start

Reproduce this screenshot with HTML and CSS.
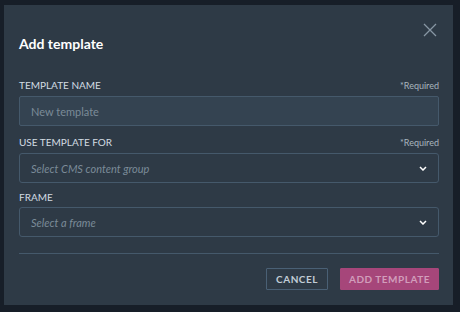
FILE: index.html
```html
<!DOCTYPE html>
<html lang="en">
<head>
<title>Add template</title>
<meta charset="utf-8">
<meta name="viewport" content="width=device-width, initial-scale=1">
<link rel="stylesheet" href="styles.css">
</head>
<body>

<div class="dialog">
  <button class="close" title="Close">
    <svg width="14" height="14" viewBox="0 0 14 14"><path d="M1 1L13 13M13 1L1 13" stroke="#8796a3" stroke-width="1.3" fill="none"/></svg>
  </button>
  <h1>Add template</h1>

  <div class="field">
    <div class="field_head">
      <label>TEMPLATE NAME</label>
      <span class="required">*Required</span>
    </div>
    <input class="text_input" type="text" placeholder="New template">
  </div>

  <div class="field field_tight">
    <div class="field_head">
      <label>USE TEMPLATE FOR</label>
      <span class="required">*Required</span>
    </div>
    <div class="select">
      <span>Select CMS content group</span>
      <svg width="8" height="5" viewBox="0 0 8 5"><path d="M1 1L4 4L7 1" stroke="#fff" stroke-width="1.5" fill="none"/></svg>
    </div>
  </div>

  <div class="field">
    <div class="field_head">
      <label>FRAME</label>
    </div>
    <div class="select">
      <span>Select a frame</span>
      <svg width="8" height="5" viewBox="0 0 8 5"><path d="M1 1L4 4L7 1" stroke="#fff" stroke-width="1.5" fill="none"/></svg>
    </div>
  </div>

  <div class="actions">
    <button class="btn btn_cancel">Cancel</button>
    <button class="btn btn_primary">Add template</button>
  </div>
</div>

</body>
</html>
```

FILE: styles.css
```css
body {
  margin: 0;
  background: #171e28;
  font-family: Lato, "Noto Sans", sans-serif;
  height: 312px;
  overflow: hidden;
}
.dialog {
  position: relative;
  box-sizing: border-box;
  width: 449px;
  height: 300px;
  margin: 5px 0 0 4px;
  padding: 30px 14px 0 15px;
  background: #2e3a46;
}
.close {
  position: absolute;
  top: 18px;
  right: 16px;
  padding: 0;
  border: none;
  background: none;
  display: flex;
  cursor: pointer;
}
h1 {
  margin: 0 0 26px;
  font-size: 14px;
  line-height: 18px;
  font-weight: 700;
  color: #fff;
}
.field {
  margin-bottom: 10px;
}
.field_tight {
  margin-bottom: 8px;
}
.field_head {
  display: flex;
  justify-content: space-between;
  align-items: baseline;
  margin-bottom: 4px;
}
.field_head label {
  font-size: 10px;
  line-height: 12px;
  color: #d3dce3;
}
.required {
  font-size: 9px;
  line-height: 12px;
  color: #a8b5bf;
}
.text_input {
  display: block;
  box-sizing: border-box;
  width: 100%;
  height: 30px;
  margin: 0;
  padding: 0 11px;
  border: 1px solid #45596b;
  border-radius: 2px;
  background: #344351;
  font-family: inherit;
  font-size: 11px;
  color: #fff;
  outline: none;
}
.text_input::placeholder {
  color: #7b8b98;
}
.select {
  box-sizing: border-box;
  height: 30px;
  padding: 0 11px;
  display: flex;
  align-items: center;
  justify-content: space-between;
  border: 1px solid #45596b;
  border-radius: 3px;
  font-size: 11px;
  font-style: italic;
  color: #7b8b98;
}
.actions {
  margin-top: 16px;
  padding-top: 14px;
  border-top: 1px solid #45596b;
  display: flex;
  justify-content: flex-end;
  gap: 12px;
}
.btn {
  box-sizing: border-box;
  height: 22px;
  padding: 0;
  font-family: inherit;
  font-size: 10px;
  font-weight: 700;
  letter-spacing: 0.5px;
  text-transform: uppercase;
  white-space: nowrap;
  border-radius: 1px;
  cursor: pointer;
}
.btn_cancel {
  width: 62px;
  background: transparent;
  border: 1px solid #4a6075;
  color: #c2cdd6;
}
.btn_primary {
  width: 99px;
  background: #a6467a;
  border: 1px solid #a6467a;
  color: #d19dbb;
}
```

end

What the task asks
Return the listing above in full and without alteration, excluding its pictures.

Result
Reproduce this screenshot with HTML and CSS.
FILE: index.html
```html
<!DOCTYPE html>
<html lang="en">
<head>
<title>Add template</title>
<meta charset="utf-8">
<meta name="viewport" content="width=device-width, initial-scale=1">
<link rel="stylesheet" href="styles.css">
</head>
<body>

<div class="dialog">
  <button class="close" title="Close">
    <svg width="14" height="14" viewBox="0 0 14 14"><path d="M1 1L13 13M13 1L1 13" stroke="#8796a3" stroke-width="1.3" fill="none"/></svg>
  </button>
  <h1>Add template</h1>

  <div class="field">
    <div class="field_head">
      <label>TEMPLATE NAME</label>
      <span class="required">*Required</span>
    </div>
    <input class="text_input" type="text" placeholder="New template">
  </div>

  <div class="field field_tight">
    <div class="field_head">
      <label>USE TEMPLATE FOR</label>
      <span class="required">*Required</span>
    </div>
    <div class="select">
      <span>Select CMS content group</span>
      <svg width="8" height="5" viewBox="0 0 8 5"><path d="M1 1L4 4L7 1" stroke="#fff" stroke-width="1.5" fill="none"/></svg>
    </div>
  </div>

  <div class="field">
    <div class="field_head">
      <label>FRAME</label>
    </div>
    <div class="select">
      <span>Select a frame</span>
      <svg width="8" height="5" viewBox="0 0 8 5"><path d="M1 1L4 4L7 1" stroke="#fff" stroke-width="1.5" fill="none"/></svg>
    </div>
  </div>

  <div class="actions">
    <button class="btn btn_cancel">Cancel</button>
    <button class="btn btn_primary">Add template</button>
  </div>
</div>

</body>
</html>
```

FILE: styles.css
```css
body {
  margin: 0;
  background: #171e28;
  font-family: Lato, "Noto Sans", sans-serif;
  height: 312px;
  overflow: hidden;
}
.dialog {
  position: relative;
  box-sizing: border-box;
  width: 449px;
  height: 300px;
  margin: 5px 0 0 4px;
  padding: 30px 14px 0 15px;
  background: #2e3a46;
}
.close {
  position: absolute;
  top: 18px;
  right: 16px;
  padding: 0;
  border: none;
  background: none;
  display: flex;
  cursor: pointer;
}
h1 {
  margin: 0 0 26px;
  font-size: 14px;
  line-height: 18px;
  font-weight: 700;
  color: #fff;
}
.field {
  margin-bottom: 10px;
}
.field_tight {
  margin-bottom: 8px;
}
.field_head {
  display: flex;
  justify-content: space-between;
  align-items: baseline;
  margin-bottom: 4px;
}
.field_head label {
  font-size: 10px;
  line-height: 12px;
  color: #d3dce3;
}
.required {
  font-size: 9px;
  line-height: 12px;
  color: #a8b5bf;
}
.text_input {
  display: block;
  box-sizing: border-box;
  width: 100%;
  height: 30px;
  margin: 0;
  padding: 0 11px;
  border: 1px solid #45596b;
  border-radius: 2px;
  background: #344351;
  font-family: inherit;
  font-size: 11px;
  color: #fff;
  outline: none;
}
.text_input::placeholder {
  color: #7b8b98;
}
.select {
  box-sizing: border-box;
  height: 30px;
  padding: 0 11px;
  display: flex;
  align-items: center;
  justify-content: space-between;
  border: 1px solid #45596b;
  border-radius: 3px;
  font-size: 11px;
  font-style: italic;
  color: #7b8b98;
}
.actions {
  margin-top: 16px;
  padding-top: 14px;
  border-top: 1px solid #45596b;
  display: flex;
  justify-content: flex-end;
  gap: 12px;
}
.btn {
  box-sizing: border-box;
  height: 22px;
  padding: 0;
  font-family: inherit;
  font-size: 10px;
  font-weight: 700;
  letter-spacing: 0.5px;
  text-transform: uppercase;
  white-space: nowrap;
  border-radius: 1px;
  cursor: pointer;
}
.btn_cancel {
  width: 62px;
  background: transparent;
  border: 1px solid #4a6075;
  color: #c2cdd6;
}
.btn_primary {
  width: 99px;
  background: #a6467a;
  border: 1px solid #a6467a;
  color: #d19dbb;
}
```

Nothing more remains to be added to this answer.